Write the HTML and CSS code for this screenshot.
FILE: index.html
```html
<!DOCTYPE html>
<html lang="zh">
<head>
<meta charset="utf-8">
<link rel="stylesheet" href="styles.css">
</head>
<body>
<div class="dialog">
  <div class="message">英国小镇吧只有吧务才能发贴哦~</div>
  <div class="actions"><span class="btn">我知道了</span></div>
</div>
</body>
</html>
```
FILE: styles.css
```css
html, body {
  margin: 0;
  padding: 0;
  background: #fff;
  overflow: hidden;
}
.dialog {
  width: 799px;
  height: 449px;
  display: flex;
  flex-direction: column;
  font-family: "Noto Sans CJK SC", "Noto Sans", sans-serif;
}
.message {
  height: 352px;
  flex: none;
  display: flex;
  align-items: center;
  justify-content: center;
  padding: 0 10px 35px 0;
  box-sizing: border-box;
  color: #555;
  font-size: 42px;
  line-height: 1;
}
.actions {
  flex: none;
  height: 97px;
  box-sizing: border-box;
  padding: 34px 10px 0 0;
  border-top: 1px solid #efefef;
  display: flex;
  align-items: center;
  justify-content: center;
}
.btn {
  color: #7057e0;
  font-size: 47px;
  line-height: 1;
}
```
○ ○ ○
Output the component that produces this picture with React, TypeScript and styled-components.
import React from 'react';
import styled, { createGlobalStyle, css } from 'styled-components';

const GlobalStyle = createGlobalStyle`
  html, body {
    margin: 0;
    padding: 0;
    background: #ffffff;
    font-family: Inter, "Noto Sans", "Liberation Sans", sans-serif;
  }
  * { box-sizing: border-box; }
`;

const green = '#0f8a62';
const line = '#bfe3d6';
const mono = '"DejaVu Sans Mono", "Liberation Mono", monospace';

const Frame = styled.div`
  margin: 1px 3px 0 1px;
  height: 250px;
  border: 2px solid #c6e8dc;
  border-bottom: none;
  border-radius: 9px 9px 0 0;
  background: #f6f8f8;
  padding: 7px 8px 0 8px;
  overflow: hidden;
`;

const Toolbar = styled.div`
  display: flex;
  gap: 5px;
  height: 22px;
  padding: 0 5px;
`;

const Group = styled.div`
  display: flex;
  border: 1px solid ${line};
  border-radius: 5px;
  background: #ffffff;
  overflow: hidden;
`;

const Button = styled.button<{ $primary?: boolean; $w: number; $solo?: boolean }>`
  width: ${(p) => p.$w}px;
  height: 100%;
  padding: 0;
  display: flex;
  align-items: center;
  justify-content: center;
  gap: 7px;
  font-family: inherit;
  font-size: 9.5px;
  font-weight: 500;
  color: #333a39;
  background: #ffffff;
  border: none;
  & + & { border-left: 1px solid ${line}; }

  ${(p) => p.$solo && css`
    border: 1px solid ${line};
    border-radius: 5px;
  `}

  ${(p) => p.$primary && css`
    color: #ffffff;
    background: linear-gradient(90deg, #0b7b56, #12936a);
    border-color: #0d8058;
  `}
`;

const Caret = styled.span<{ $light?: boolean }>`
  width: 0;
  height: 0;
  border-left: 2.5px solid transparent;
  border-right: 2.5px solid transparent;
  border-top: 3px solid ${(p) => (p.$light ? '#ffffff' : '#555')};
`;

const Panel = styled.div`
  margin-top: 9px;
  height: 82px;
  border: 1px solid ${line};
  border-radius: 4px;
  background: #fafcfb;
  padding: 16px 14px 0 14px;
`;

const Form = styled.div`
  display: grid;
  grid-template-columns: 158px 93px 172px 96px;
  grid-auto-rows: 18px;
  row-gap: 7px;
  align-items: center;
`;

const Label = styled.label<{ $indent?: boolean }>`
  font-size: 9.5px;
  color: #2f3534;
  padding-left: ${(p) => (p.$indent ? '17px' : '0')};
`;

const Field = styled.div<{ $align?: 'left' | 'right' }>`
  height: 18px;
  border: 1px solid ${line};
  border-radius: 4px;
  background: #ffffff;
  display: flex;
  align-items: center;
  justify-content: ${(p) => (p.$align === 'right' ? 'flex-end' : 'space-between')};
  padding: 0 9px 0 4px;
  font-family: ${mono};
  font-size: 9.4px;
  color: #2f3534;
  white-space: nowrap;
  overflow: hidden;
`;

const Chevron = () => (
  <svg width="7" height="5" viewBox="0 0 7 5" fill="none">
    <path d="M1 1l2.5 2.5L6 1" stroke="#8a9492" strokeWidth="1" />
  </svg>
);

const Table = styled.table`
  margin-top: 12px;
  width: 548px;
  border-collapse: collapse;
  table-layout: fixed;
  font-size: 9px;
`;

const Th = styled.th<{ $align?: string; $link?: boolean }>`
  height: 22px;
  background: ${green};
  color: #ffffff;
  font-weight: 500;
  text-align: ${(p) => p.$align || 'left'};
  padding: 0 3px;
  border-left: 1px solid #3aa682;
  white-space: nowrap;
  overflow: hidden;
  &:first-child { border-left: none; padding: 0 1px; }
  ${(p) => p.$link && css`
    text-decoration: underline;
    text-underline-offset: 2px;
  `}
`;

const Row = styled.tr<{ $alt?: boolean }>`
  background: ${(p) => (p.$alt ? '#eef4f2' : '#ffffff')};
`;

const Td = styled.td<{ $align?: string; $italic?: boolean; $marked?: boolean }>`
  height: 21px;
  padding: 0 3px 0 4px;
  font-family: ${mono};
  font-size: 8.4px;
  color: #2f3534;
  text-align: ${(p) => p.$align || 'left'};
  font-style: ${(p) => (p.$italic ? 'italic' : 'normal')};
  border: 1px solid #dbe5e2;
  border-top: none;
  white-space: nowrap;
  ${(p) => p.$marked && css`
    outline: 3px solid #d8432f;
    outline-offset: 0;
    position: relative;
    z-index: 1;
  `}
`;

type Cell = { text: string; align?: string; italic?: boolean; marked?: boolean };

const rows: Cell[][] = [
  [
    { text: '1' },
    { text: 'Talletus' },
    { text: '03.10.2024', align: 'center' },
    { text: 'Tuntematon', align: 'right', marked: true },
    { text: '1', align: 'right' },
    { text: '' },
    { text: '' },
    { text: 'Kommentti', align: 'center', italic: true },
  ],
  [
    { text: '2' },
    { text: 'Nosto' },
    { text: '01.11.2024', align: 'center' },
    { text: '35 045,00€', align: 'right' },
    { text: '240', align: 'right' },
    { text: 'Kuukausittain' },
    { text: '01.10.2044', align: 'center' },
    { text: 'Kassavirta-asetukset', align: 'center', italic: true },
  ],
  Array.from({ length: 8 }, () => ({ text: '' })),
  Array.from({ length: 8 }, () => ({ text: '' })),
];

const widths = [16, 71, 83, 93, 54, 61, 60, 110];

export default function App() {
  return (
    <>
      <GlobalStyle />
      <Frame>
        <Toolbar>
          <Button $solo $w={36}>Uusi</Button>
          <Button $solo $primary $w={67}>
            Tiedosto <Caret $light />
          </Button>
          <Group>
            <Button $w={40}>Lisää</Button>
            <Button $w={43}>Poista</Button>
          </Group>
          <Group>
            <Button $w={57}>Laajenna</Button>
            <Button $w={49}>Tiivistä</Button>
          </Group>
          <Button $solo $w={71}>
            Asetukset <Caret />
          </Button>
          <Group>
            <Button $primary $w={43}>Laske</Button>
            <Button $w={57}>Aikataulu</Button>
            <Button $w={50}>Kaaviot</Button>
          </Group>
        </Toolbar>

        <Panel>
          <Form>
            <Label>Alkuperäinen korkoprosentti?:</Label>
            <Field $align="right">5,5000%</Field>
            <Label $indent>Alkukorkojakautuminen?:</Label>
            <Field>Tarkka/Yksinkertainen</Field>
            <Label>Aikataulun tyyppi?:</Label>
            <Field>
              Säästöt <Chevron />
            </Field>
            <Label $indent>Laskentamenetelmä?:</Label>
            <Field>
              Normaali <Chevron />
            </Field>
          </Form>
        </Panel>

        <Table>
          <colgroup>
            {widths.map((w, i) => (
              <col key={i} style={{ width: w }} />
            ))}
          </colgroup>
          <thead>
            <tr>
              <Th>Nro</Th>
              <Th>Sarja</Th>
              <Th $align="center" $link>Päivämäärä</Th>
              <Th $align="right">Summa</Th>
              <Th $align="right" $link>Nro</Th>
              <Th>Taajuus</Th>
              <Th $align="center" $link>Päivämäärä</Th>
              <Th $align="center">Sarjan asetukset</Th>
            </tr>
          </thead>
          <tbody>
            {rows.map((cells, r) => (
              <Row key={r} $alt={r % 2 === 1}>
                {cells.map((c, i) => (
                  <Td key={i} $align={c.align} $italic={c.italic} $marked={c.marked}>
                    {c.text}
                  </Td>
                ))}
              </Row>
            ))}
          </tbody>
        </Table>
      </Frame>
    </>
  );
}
○ ○ ○
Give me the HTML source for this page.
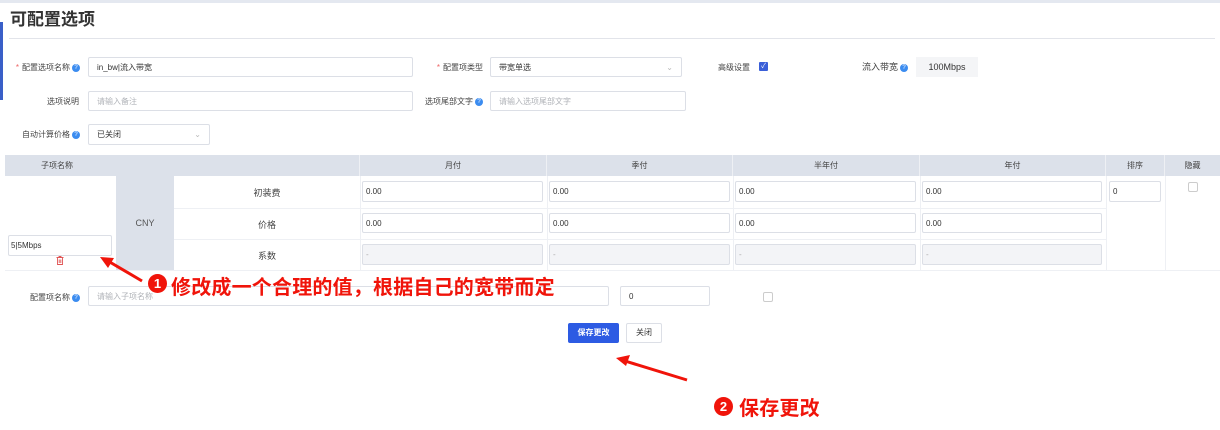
○ ○ ○
### EXERCISE
Collect the lines that hold "this".

### REPLY TO THE EXERCISE
Write the HTML and CSS code for this screenshot.
Output the component that produces this picture with React, TypeScript and styled-components.
Give me the HTML source for this page.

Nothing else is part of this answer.